If you watch the news at all, you have probably seen reports on the problems in Greece; one of the countries that uses the Euro. Over the past several weeks, resistance to economic austerity measures taken by the Greek government has led to the toppling of that government in recent elections. And they have led to speculation that Greece will stop using the Euro and return to issuing its own money. Virtually everyone expects this to be an orderly transition.

But Greece is small potatoes when compared with some other European economies. And the economy to watch now is that of Spain. They have a huge economy. They also have unemployment that has soared to more than 20%. And in some demographic groups - specifically younger workers - the unemployment rate is significantly higher than that.

Like most of Europe, Spain's economy is socialist in nature. The government spends huge sums of money on entitlement programs and a social safety net. Unfortunately, like most of the rest of the world, they are spending money that they don't have. And like most of the rest of the Eurozone nations, Spain is relying on Germany - one of the few EU nations that is not in the midst of a financial crisis - to bail them out. But there is a problem. And that problem is not leading to open speculation in some parts of Europe that Spain will leave, or exit, from the Euro. In the UK, it is being referred to as SPExit.

Germany's constitution simply prevents them from turning on the printing presses to help out the other European nations. In fact, in order for them to help, they need assurances that they will be repaid. And to get those assurances, they have been insisting on austerity measures. Those measures, which were at first accepted by Greece, have now led to the downfall of the Greek government. They also played a major role in France's recent election of a socialist president who has vowed to move away from the austerity measures imposed by his predecessor. The bottom line here is that Germany is pretty well standing on its own now and not likely to budge too much more.

All of this leaves the value of the Euro in question. If SPExit does occur, Spain won't be the only country that is badly hurt. Italy faces many of the same issues and it too would likely stop using the Euro. In all likelihood, these events would tank the currency and Europe markets would rapidly collapse.

Now you may think that all of this is simply wild speculation. It isn't. Just today, Moody's downgraded Spanish bonds from an A- rating to a BBB rating. That means that payments on Spain's national debt are going to get a lot more expensive very quickly. And there have already been runs on some Spanish banks. In order to bolster confidence, the Spanish government has announced that 70% of the banks in the country are just fine. But that means that 30% of the country's banks are in some form of trouble and could be facing collapse.
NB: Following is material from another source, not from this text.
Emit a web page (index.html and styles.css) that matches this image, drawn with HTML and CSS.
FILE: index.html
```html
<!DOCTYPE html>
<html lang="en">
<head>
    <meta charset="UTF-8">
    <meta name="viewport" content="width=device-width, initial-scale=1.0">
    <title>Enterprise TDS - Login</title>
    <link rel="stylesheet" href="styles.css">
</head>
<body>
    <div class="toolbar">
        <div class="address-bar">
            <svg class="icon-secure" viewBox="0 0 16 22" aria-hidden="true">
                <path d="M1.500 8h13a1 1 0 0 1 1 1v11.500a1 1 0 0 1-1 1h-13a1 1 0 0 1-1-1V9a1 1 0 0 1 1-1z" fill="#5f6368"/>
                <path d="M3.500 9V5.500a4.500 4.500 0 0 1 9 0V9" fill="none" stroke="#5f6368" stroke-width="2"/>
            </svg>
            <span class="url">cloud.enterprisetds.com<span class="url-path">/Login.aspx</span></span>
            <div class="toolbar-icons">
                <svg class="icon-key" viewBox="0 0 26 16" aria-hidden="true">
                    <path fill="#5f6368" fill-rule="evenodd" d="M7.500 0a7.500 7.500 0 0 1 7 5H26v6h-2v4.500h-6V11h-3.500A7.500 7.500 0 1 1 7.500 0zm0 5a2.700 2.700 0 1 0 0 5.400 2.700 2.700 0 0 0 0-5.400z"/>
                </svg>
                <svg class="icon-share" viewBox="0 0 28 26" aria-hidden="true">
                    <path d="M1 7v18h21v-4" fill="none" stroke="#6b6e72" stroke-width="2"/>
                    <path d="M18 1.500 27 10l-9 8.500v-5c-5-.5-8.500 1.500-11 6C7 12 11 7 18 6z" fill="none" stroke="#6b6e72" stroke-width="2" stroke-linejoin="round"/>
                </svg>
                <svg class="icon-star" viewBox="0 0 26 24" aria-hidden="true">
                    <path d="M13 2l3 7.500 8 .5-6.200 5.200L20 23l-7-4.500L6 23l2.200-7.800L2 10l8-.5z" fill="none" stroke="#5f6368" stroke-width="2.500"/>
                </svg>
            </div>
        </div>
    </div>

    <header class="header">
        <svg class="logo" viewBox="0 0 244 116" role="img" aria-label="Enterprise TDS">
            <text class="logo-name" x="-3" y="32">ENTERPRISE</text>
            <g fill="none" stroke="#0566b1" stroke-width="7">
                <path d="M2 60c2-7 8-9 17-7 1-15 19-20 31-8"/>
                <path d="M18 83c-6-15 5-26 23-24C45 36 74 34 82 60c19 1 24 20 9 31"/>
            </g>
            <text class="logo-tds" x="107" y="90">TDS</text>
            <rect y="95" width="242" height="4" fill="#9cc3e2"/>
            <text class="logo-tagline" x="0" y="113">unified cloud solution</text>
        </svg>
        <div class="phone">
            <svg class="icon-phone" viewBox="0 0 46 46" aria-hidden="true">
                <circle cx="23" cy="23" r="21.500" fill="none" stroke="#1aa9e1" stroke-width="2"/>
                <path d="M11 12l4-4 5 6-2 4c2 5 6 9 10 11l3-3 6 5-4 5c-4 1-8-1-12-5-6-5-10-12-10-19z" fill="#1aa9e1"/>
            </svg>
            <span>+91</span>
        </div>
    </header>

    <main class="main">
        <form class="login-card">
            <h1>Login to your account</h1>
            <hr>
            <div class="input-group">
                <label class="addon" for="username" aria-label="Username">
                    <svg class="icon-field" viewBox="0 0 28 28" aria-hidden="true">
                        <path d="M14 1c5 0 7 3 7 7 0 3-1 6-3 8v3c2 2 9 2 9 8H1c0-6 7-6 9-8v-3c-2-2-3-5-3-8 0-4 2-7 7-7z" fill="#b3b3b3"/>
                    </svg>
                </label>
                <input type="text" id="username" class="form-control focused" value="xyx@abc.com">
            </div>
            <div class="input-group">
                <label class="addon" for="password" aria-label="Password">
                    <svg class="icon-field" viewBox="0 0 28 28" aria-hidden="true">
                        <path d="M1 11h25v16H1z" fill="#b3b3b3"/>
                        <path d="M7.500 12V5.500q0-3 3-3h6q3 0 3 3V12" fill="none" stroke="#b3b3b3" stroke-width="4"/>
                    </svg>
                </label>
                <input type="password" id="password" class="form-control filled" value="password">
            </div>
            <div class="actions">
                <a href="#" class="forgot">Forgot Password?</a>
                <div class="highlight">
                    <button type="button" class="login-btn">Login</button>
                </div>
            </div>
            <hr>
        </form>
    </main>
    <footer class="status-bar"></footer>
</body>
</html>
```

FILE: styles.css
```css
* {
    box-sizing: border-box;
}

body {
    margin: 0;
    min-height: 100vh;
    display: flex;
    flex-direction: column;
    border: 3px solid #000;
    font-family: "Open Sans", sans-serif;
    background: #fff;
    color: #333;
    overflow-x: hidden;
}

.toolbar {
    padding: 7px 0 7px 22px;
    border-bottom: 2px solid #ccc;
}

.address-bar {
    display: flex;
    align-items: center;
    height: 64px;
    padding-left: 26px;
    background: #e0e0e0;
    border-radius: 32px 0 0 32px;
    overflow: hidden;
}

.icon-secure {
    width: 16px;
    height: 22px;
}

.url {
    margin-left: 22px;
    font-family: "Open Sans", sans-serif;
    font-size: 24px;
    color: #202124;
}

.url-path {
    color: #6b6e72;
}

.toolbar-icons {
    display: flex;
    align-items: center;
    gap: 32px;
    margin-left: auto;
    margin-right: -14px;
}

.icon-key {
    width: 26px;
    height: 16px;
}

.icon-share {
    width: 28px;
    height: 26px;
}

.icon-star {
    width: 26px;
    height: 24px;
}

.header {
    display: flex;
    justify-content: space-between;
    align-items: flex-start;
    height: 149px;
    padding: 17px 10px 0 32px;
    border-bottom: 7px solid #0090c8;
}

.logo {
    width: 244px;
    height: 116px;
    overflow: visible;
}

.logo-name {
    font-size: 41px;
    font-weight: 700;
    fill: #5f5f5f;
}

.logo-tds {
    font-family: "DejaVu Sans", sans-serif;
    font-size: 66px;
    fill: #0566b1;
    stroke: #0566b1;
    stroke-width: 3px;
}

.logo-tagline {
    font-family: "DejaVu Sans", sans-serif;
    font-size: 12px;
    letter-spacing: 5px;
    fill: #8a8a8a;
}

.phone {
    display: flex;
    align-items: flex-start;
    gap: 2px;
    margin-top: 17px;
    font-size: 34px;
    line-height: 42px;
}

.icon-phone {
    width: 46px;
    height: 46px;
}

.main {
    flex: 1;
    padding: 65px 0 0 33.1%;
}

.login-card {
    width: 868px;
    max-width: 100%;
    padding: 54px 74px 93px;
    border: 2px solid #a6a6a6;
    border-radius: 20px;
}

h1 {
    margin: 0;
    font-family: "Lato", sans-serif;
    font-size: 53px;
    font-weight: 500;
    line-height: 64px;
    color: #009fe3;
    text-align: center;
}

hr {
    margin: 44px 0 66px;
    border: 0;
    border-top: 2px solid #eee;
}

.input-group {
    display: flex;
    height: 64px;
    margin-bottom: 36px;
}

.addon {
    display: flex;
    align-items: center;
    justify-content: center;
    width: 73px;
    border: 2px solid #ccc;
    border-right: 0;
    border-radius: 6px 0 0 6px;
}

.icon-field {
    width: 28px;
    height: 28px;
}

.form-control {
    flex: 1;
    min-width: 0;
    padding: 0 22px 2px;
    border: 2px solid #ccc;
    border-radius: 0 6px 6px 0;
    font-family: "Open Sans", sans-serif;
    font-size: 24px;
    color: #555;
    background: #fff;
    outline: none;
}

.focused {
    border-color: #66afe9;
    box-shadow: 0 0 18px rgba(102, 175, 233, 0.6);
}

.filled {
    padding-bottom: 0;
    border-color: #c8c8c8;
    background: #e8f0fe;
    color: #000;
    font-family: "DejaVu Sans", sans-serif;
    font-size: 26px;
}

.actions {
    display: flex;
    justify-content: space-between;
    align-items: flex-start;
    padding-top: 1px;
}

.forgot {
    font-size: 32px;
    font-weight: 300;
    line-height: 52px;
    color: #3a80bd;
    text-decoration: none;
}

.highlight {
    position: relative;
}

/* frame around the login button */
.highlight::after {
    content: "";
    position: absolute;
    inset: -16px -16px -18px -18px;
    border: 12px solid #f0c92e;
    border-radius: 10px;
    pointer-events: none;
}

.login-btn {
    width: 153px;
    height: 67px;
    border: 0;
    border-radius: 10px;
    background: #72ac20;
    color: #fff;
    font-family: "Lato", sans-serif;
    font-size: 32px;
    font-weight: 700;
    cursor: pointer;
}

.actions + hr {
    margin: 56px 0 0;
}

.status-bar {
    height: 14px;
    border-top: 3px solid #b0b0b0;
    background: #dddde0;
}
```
Just imagine what would happen here if 30% of American banks were facing the grim reaper. It is an ugly thought at best.

But all of this is just academic to most Americans. In fact, most people I know could care less about what is happening in Spain, Germany and France. That will all change however if the Euro goes bust. There will be a lot of American companies that won't be able to sell to their European clients. In turn, they will have to lay off people here. If that happens, it is going to be a very ugly economic ride for everyone, and it could take a decade or more to the world's major economies to recover.